In contrast, a married couple in the 25% bracket claiming the standard deduction of $10,900 in 2008 would save only $2,725 in taxes.

While you own your home, you can borrow against your equity -- which is the difference between what you owe and what your house is worth. You can choose either a loan for a fixed amount, often tied to a fixed interest rate, or a line of credit that you can use at will, usually with a variable interest rates.

In most cases, you can deduct interest on up to $100,000 of home equity debt, regardless of how you spend the money. If you are subject to the alternative minimum tax, however, only interest on home equity debt used to buy, build or improve your home is tax deductible.


When you sell your home, up to $250,000 of profit ($500,000 for married couples filing jointly) is tax-free. Downsizing to a less-expensive home, particularly for new retirees, can be a great way to free up cash and pay off debts. To qualify for the tax-free profit, you must own and live in the house for at least two of the five years before the sale.

Student-loan interest

It's no secret that the cost of a college education is getting increasingly expensive and it is one of the biggest debts faced by recent college grads -- or their families.
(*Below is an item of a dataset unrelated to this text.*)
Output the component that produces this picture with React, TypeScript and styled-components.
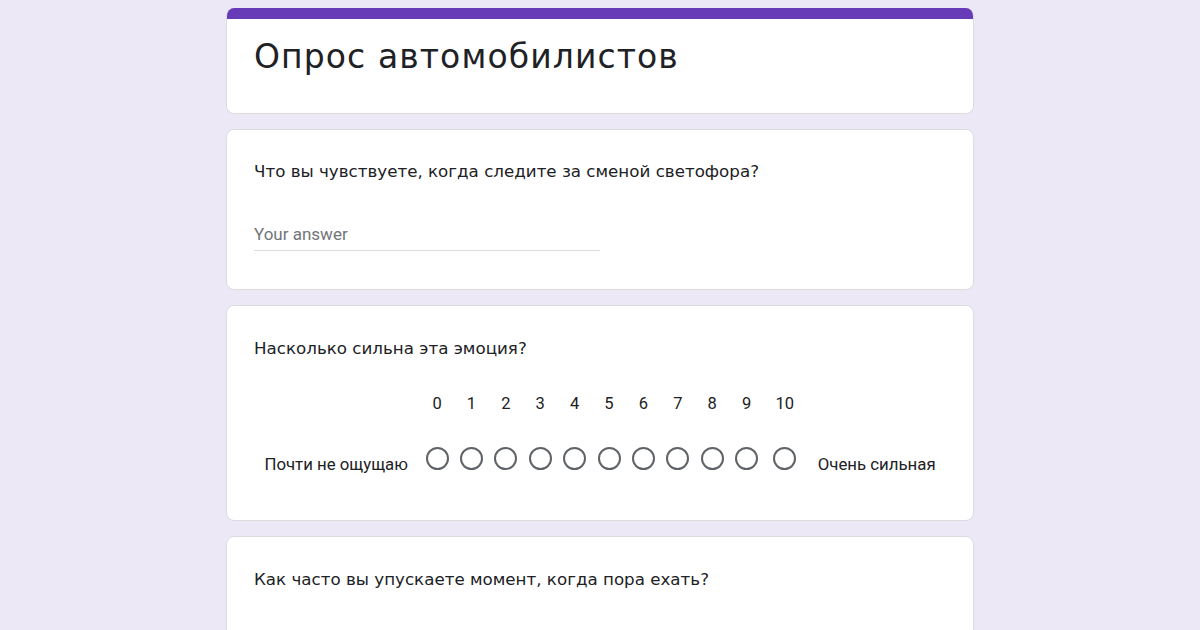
import React from "react";
import styled, { createGlobalStyle } from "styled-components";

const GlobalStyle = createGlobalStyle`
  html, body {
    margin: 0;
    padding: 0;
    background: #ede8f6;
  }
  body {
    font-family: "Roboto", "Liberation Sans", sans-serif;
    color: #202124;
  }
`;

const Page = styled.div`
  min-height: 630px;
  background: #ede8f6;
  display: flex;
  flex-direction: column;
  align-items: center;
  gap: 15px;
  padding-top: 8px;
`;

const Card = styled.section<{ $pt?: number; $pb?: number; $minH?: number }>`
  width: 748px;
  box-sizing: border-box;
  background: #fff;
  border: 1px solid #dadce0;
  border-radius: 8px;
  padding: ${(p) => p.$pt ?? 29}px 27px ${(p) => p.$pb ?? 24}px;
  min-height: ${(p) => (p.$minH ? `${p.$minH}px` : "auto")};
  display: flex;
  flex-direction: column;
`;

const HeaderCard = styled.header`
  width: 748px;
  box-sizing: border-box;
  background: #fff;
  border: 1px solid #dadce0;
  border-top: none;
  border-radius: 8px;
  overflow: hidden;
  display: flex;
  flex-direction: column;
`;

const AccentBar = styled.div`
  height: 11px;
  background: #673ab7;
  margin: 0 -1px;
`;

const Title = styled.h1`
  margin: 0;
  padding: 18px 27px 36px;
  font-family: "DejaVu Sans", "Open Sans", sans-serif;
  font-weight: 400;
  font-size: 33px;
  letter-spacing: 1.1px;
  line-height: 40px;
  color: #202124;
`;

const Question = styled.div`
  font-family: "DejaVu Sans", "Open Sans", sans-serif;
  font-size: 16.7px;
  line-height: 24px;
  color: #202124;
`;

const AnswerField = styled.div`
  margin-top: 39px;
  width: 346px;
  padding-bottom: 4px;
  border-bottom: 1px solid #dadce0;
  font-family: "Roboto", sans-serif;
  font-size: 17px;
  line-height: 24px;
  color: #70757a;
`;

const ScaleRow = styled.div`
  margin-top: 34px;
  display: flex;
  justify-content: center;
  align-items: flex-end;
`;

const ScaleLabel = styled.div<{ $side: "left" | "right" }>`
  font-family: "Roboto", sans-serif;
  font-size: 16.8px;
  line-height: 20px;
  color: #202124;
  margin-${(p) => (p.$side === "left" ? "right" : "left")}: 12px;
  white-space: nowrap;
`;

const ScaleColumn = styled.div<{ $wide?: boolean }>`
  width: ${(p) => (p.$wide ? 42 : 34.4)}px;
  display: flex;
  flex-direction: column;
  align-items: center;
  padding-bottom: 4px;
`;

const ScaleNumber = styled.div`
  font-family: "Roboto", sans-serif;
  font-size: 16.5px;
  line-height: 20px;
  color: #202124;
  margin-bottom: 33px;
`;

const Radio = styled.div`
  width: 23px;
  height: 23px;
  box-sizing: border-box;
  border: 2px solid #5f6368;
  border-radius: 50%;
`;

const values = [0, 1, 2, 3, 4, 5, 6, 7, 8, 9, 10];

export default function App() {
  return (
    <>
      <GlobalStyle />
      <Page>
        <HeaderCard>
          <AccentBar />
          <Title>Опрос автомобилистов</Title>
        </HeaderCard>

        <Card $pt={29} $pb={38}>
          <Question>Что вы чувствуете, когда следите за сменой светофора?</Question>
          <AnswerField>Your answer</AnswerField>
        </Card>

        <Card $pt={30} $pb={46}>
          <Question>Насколько сильна эта эмоция?</Question>
          <ScaleRow>
            <ScaleLabel $side="left">Почти не ощущаю</ScaleLabel>
            {values.map((v) => (
              <ScaleColumn key={v} $wide={v === 10}>
                <ScaleNumber>{v}</ScaleNumber>
                <Radio />
              </ScaleColumn>
            ))}
            <ScaleLabel $side="right">Очень сильная</ScaleLabel>
          </ScaleRow>
        </Card>

        <Card $pt={30} $minH={150}>
          <Question>Как часто вы упускаете момент, когда пора ехать?</Question>
        </Card>
      </Page>
    </>
  );
}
The good news is you can deduct up to $2,500 in interest you pay on qualified education loans for college or vocational school expenses, regardless of whether you itemize your deductions, subject to income limits. This tax break is known as an "above the line deduction" that lowers the amount of your income subject to tax. The deduction is available for loans to pay for educational expenses for you, your spouse or dependents.

For 2008, the deduction is phased out when modified adjusted gross income is between $55,000 and $70,000 for individuals and $115,000 and $145,000 for married couples filing jointly. For 2009, the income limits increase to a range of $120,000 to $150,000 for joint filers and remain the same at $60,000 to $75,000 for other taxpayers.

Investment interest

There's a corollary to the old adage "you have to spend money to make money." It's: "sometimes you have to borrow money to invest money." And if you do, the interest you pay on that borrowed money, in most cases, is tax deductible.


For the interest to be deductible, the investment has to be designed to produce taxable income. For example, interest on a margin loan from your broker to invest in stocks or taxable bonds qualifies. But if the borrowed money is used to invest in tax-exempt securities, the interest is not deductible. Ditto if you borrow to buy a single-premium life insurance policy or annuity. Congress doesn't want the IRS subsidizing loans to help you purchase tax-favored investments.

But there's a limit to how much investment interest you can deduct. The write-off is restricted to the amount of taxable investment income you report. Investment income is defined as interest, annuities or royalties, but not net capital gains or qualified dividends. (The government doesn't necessarily want you deducting investment interest in your regular tax bracket that may be as high as 35% if your gains are taxed at a maximum 15%.)

However, any interest you're unable to deduct because of the cap is not lost forever. It may be carried over to future years and deducted as soon as there is sufficient investment income to offset it, or on the final tax return after your death.